▶ _Written problem_
Don't include pictures. Quote the lines below from the first through the line that contains "MdOutlineAccountCircle, MdRemove, MdClose".
[start]
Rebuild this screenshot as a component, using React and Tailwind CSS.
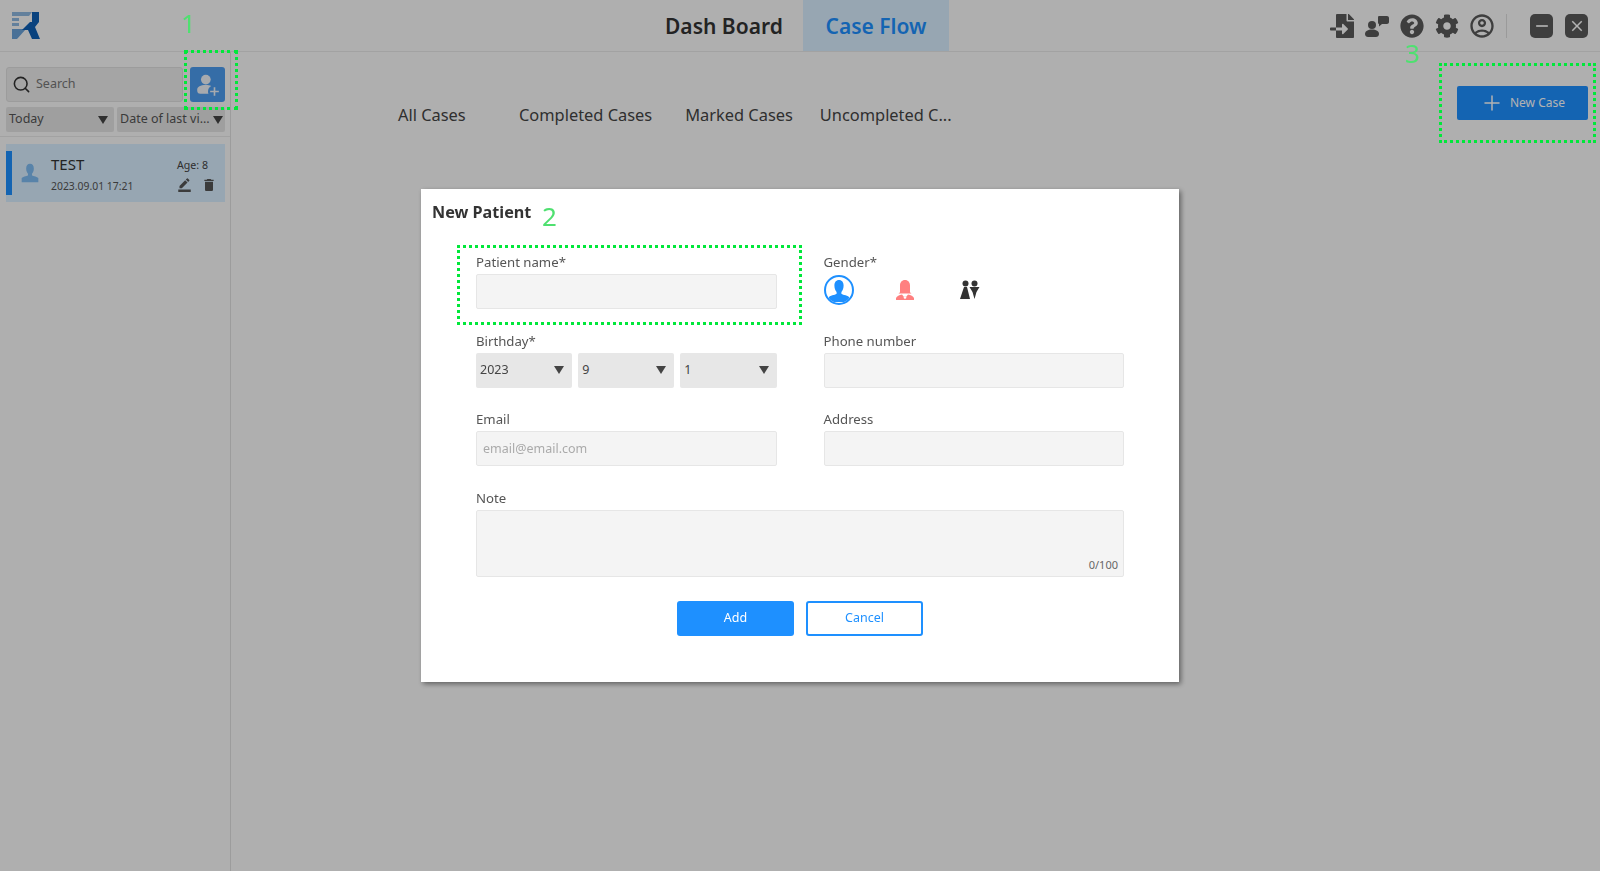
import React from 'react';
import { Search, Plus } from 'lucide-react';
import { FaFileImport, FaQuestionCircle, FaCog } from 'react-icons/fa';
import { MdBorderColor, MdDelete, MdOutlineAccountCircle, MdRemove, MdClose } from 'react-icons/md';

const font = { fontFamily: '"Noto Sans", "Open Sans", sans-serif' };

function Caret({ className = '' }) {
  return (
    <svg viewBox="0 0 10 8" className={`w-[10px] h-[8px] shrink-0 ${className}`}>
      <path d="M0 0h10L5 8z" fill="#444" />
    </svg>
  );
}

function Logo() {
  return (
    <svg viewBox="0 0 30 30" className="w-[30px] h-[30px]">
      <path d="M1 1h20l-3 4H1z" fill="#8fb8e0" />
      <path d="M1 7h7v3H1zM1 12h7v3H1z" fill="#8fb8e0" />
      <path d="M1 18h14l-9 10H1z" fill="#6aa2d8" />
      <path d="M21 1h7v10l-4 5 5 12h-8l-4-9h-6l8-8h2z" fill="#0d5fb5" />
    </svg>
  );
}

function PatientIcon({ className, color }) {
  return (
    <svg viewBox="0 0 24 24" className={className}>
      <path d="M12 1c3 0 4.600 2.400 4.600 5.600 0 2.800-.9 5-2.200 6.400v1.800c0 .8 5.400 1.400 7.600 3.200V23H2v-5c2.200-1.800 7.600-2.400 7.600-3.200V13C8.300 11.600 7.400 9.400 7.400 6.600 7.400 3.400 9 1 12 1z" fill={color} />
    </svg>
  );
}

function FemaleIcon() {
  return (
    <svg viewBox="0 0 20 20" className="w-[20px] h-[20px]">
      <path d="M10 0c3.200 0 5 2.400 5 5.500v6c0 1 .6 1.500 1.500 2H3.500c.9-.5 1.500-1 1.500-2v-6C5 2.400 6.800 0 10 0z" fill="#ff8080" />
      <path d="M7 14.500 9 17l1-1 1 1 2-2.500c3 .5 5 1.800 6 3.500v2H1v-2c1-1.700 3-3 6-3.500z" fill="#ff8080" />
      <circle cx="10" cy="17.500" r="1.300" fill="#fff" />
    </svg>
  );
}

function AddUserIcon() {
  return (
    <svg viewBox="0 0 24 24" className="w-[26px] h-[26px]">
      <circle cx="10" cy="7" r="4.500" fill="#f0f4f9" />
      <path d="M2 16.500c0-3 3-4.500 8-4.500 2 0 3.500.3 5 1-2 1-3 2.700-3 5 0 .8.100 1.400.4 2H5c-2 0-3-1-3-3.500z" fill="#f0f4f9" />
      <path d="M18 14v8M14 18h8" stroke="#f0f4f9" strokeWidth="1.500" />
    </svg>
  );
}

function ChatUserIcon() {
  return (
    <svg viewBox="0 0 24 24" className="w-[24px] h-[24px]">
      <circle cx="7" cy="11" r="4" fill="#5a5a5a" />
      <path d="M0 20c0-3 3-4.500 7-4.500s7 1.500 7 4.500c0 2-1.500 3-3 3H3c-1.500 0-3-1-3-3z" fill="#5a5a5a" />
      <path d="M14 2h8c1 0 2 .8 2 2v4c0 1-1 2-2 2h-5l-3 2.500V10c-1-.3-1-1-1-2V4c0-1.200 0-2 1-2z" fill="#5a5a5a" />
    </svg>
  );
}

function CouplesIcon() {
  return (
    <svg viewBox="0 0 20 20" className="w-[20px] h-[20px]">
      <circle cx="5.500" cy="3.500" r="3" fill="#333" />
      <path d="M4 7h3l3 12H0z" fill="#333" />
      <circle cx="14.500" cy="3.500" r="3" fill="#333" />
      <path d="M9.500 7h10l-3 5-2 7-2-7z" fill="#333" />
    </svg>
  );
}

function FieldLabel({ children }) {
  return <div className="h-[23px] text-[13.2px] leading-[22px] text-[#555]">{children}</div>;
}

function TextField({ label, placeholder }) {
  return (
    <div>
      <FieldLabel>{label}</FieldLabel>
      <input
        placeholder={placeholder}
        className="block w-full h-[35px] px-[6px] text-[12.5px] text-[#555] bg-[#f4f4f4] border border-[#e6e6e6] rounded-[2px] placeholder:text-[#aaa] outline-none"
      />
    </div>
  );
}

function DateSelect({ value }) {
  return (
    <div className="flex-1 h-[35px] flex items-center justify-between px-[4px] pr-[8px] bg-[#e7e7e7] rounded-[2px] text-[12.5px] text-[#444]">
      <span>{value}</span>
      <Caret />
    </div>
  );
}

function FilterSelect({ value, className }) {
  return (
    <div className={`h-[25px] flex items-center justify-between pl-[3px] bg-[#e4e4e4] rounded-[2px] text-[12.5px] text-[#555] ${className}`}>
      <span className="whitespace-nowrap">{value}</span>
      <Caret />
    </div>
  );
}

function NewPatientModal() {
  return (
    <div className="fixed inset-0 z-10 bg-black/30 flex items-center justify-center">
      <div className="relative w-[758px] h-[493px] bg-white shadow-[2px_2px_5px_rgba(0,0,0,0.45)]">
        <h2 className="pl-[11px] pt-[10px] h-[62px] text-[16.2px] leading-[26px] font-bold text-[#333]">New Patient</h2>
        <div className="px-[55px] grid grid-cols-2 gap-x-[47px] gap-y-[20.7px]">
          <TextField label="Patient name*" />
          <div>
            <FieldLabel>Gender*</FieldLabel>
            <div className="flex items-center h-[31px]">
              <div className="w-[30px] h-[30px] rounded-full border-2 border-[#1e90ff] overflow-hidden flex items-end justify-center">
                <PatientIcon className="w-[24px] h-[24px]" color="#1e90ff" />
              </div>
              <div className="ml-[36px] w-[30px] flex justify-center">
                <FemaleIcon />
              </div>
              <div className="ml-[35px] w-[30px] flex justify-center">
                <CouplesIcon />
              </div>
            </div>
          </div>
          <div>
            <FieldLabel>Birthday*</FieldLabel>
            <div className="flex gap-[6px]">
              <DateSelect value="2023" />
              <DateSelect value="9" />
              <DateSelect value="1" />
            </div>
          </div>
          <TextField label="Phone number" />
          <TextField label="Email" placeholder="email@email.com" />
          <TextField label="Address" />
          <div className="col-span-2">
            <FieldLabel>Note</FieldLabel>
            <div className="relative h-[67px] bg-[#f4f4f4] border border-[#e6e6e6] rounded-[2px]">
              <span className="absolute right-[5px] bottom-[3px] text-[11px] text-[#666]">0/100</span>
            </div>
          </div>
        </div>
        <div className="mt-[24px] flex justify-center gap-[12px]">
          <button className="w-[117px] h-[35px] bg-[#1e90ff] text-white text-[12.5px] rounded-[3px]">Add</button>
          <button className="w-[117px] h-[35px] bg-white border-2 border-[#1e90ff] text-[#1e90ff] text-[12.5px] rounded-[3px]">Cancel</button>
        </div>
        {/* annotation 2 */}
        <div className="absolute left-[36px] top-[56px] w-[345px] h-[80px] border-[3px] border-dotted border-[#00e83a]" />
        <span className="absolute left-[121px] top-[12px] text-[26px] leading-[30px] text-[#4fe070]">2</span>
      </div>
    </div>
  );
}

export default function App() {
  return (
    <div style={font} className="relative h-[871px] w-[1600px] overflow-hidden flex flex-col bg-[#fbfbfb] text-[#333]">
      <header className="relative h-[52px] shrink-0 flex items-center border-b border-[#e8e8e8]">
        <div className="pl-[11px] w-[660px]"><Logo /></div>
        <div className="absolute left-[665px] top-0 flex h-[51px]">
          <div className="w-[138px] pt-[2px] flex items-center text-[21px] font-semibold text-[#333]">Dash Board</div>
          <div className="w-[146px] pt-[2px] flex items-center justify-center text-[21px] font-semibold text-[#1e90ff] bg-[#d9eeff]">Case Flow</div>
        </div>
        <div className="ml-auto pr-[12px] flex items-center text-[#5a5a5a]">
          <div className="flex items-center gap-[11px]">
            <FaFileImport className="w-[24px] h-[24px]" />
            <ChatUserIcon />
            <FaQuestionCircle className="w-[24px] h-[24px]" />
            <FaCog className="w-[24px] h-[24px]" />
            <MdOutlineAccountCircle className="w-[28px] h-[28px] -mx-[2px]" />
          </div>
          <div className="w-px h-[24px] bg-[#ddd] ml-[12px] mr-[23px]" />
          <div className="flex gap-[12px]">
            <div className="w-[23px] h-[24px] rounded-[5px] bg-[#5a5a5a] flex items-center justify-center"><MdRemove className="w-[20px] h-[20px] text-white" /></div>
            <div className="w-[23px] h-[24px] rounded-[5px] bg-[#5a5a5a] flex items-center justify-center"><MdClose className="w-[18px] h-[18px] text-white" /></div>
          </div>
        </div>
      </header>

      <div className="flex flex-1 min-h-0">
        <aside className="w-[231px] shrink-0 border-r border-[#e0e0e0]">
          <div className="pt-[15px] pl-[6px] pr-[5px] pb-[4px] border-b border-[#e8e8e8]">
            <div className="flex gap-[7px]">
              <div className="w-[177px] h-[35px] flex items-center gap-[5px] px-[5px] bg-[#ececec] border border-[#e0e0e0] rounded-[3px] text-[12.5px] text-[#777]">
                <Search className="w-[19px] h-[19px] text-[#333]" strokeWidth={2} />
                <span>Search</span>
              </div>
              <div className="w-[35px] h-[35px] rounded-[3px] bg-[#4d9df0] flex items-center justify-center"><AddUserIcon /></div>
            </div>
            <div className="flex gap-[3px] mt-[5px]">
              <FilterSelect value="Today" className="w-[108px] pr-[6px]" />
              <FilterSelect value="Date of last vi..." className="w-[108px] pr-[2px]" />
            </div>
          </div>
          <div className="pl-[6px] pr-[5px] pt-[7px]">
            <div className="relative h-[58px] flex items-center bg-[#d9eeff]">
              <div className="absolute left-0 top-[7px] w-[6px] h-[44px] bg-[#1e90ff]" />
              <PatientIcon className="w-[20px] h-[24px] ml-[14px]" color="#7fbcf2" />
              <div className="ml-[11px]">
                <div className="text-[15px] leading-[22px] text-[#333]">TEST</div>
                <div className="text-[10.4px] leading-[16px] mt-[3px] text-[#555]">2023.09.01 17:21</div>
              </div>
              <div className="ml-auto pr-[8px] flex flex-col items-end">
                <div className="pr-[9px] text-[10.6px] leading-[16px] mt-[3px] text-[#444]">Age: 8</div>
                <div className="flex gap-[9px] mt-[4px] text-[#555]">
                  <MdBorderColor className="w-[15px] h-[15px]" />
                  <MdDelete className="w-[16px] h-[16px]" />
                </div>
              </div>
            </div>
          </div>
        </aside>

        <main className="flex-1 flex items-start">
          <nav className="ml-[167px] mt-[50px] flex text-[16.4px] leading-[26px] text-[#444] gap-[33px]">
            <span className="w-[88px]">All Cases</span>
            <span>Completed Cases</span>
            <span>Marked Cases</span>
            <span className="-ml-[6px]">Uncompleted C...</span>
          </nav>
          <button className="ml-auto mr-[12px] mt-[34px] w-[131px] h-[34px] flex items-center justify-center gap-[6px] bg-[#1e90ff] rounded-[2px] text-white text-[12px]">
            <Plus className="w-[24px] h-[24px]" strokeWidth={1.5} />
            New Case
          </button>
        </main>
      </div>

      <NewPatientModal />

      {/* annotations 1 and 3 sit above the overlay */}
      <div className="absolute z-20 left-[184px] top-[50px] w-[54px] h-[60px] border-[3px] border-dotted border-[#00e83a]" />
      <span className="absolute z-20 left-[181px] top-[8px] text-[26px] leading-[30px] text-[#4fe070]">1</span>
      <div className="absolute z-20 left-[1439px] top-[63px] w-[157px] h-[80px] border-[3px] border-dotted border-[#00e83a]" />
      <span className="absolute z-20 left-[1405px] top-[38px] text-[26px] leading-[30px] text-[#4fe070]">3</span>
    </div>
  );
}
[end]
▶ _Solution to this task_
Rebuild this screenshot as a component, using React and Tailwind CSS.
import React from 'react';
import { Search, Plus } from 'lucide-react';
import { FaFileImport, FaQuestionCircle, FaCog } from 'react-icons/fa';
import { MdBorderColor, MdDelete, MdOutlineAccountCircle, MdRemove, MdClose } from 'react-icons/md';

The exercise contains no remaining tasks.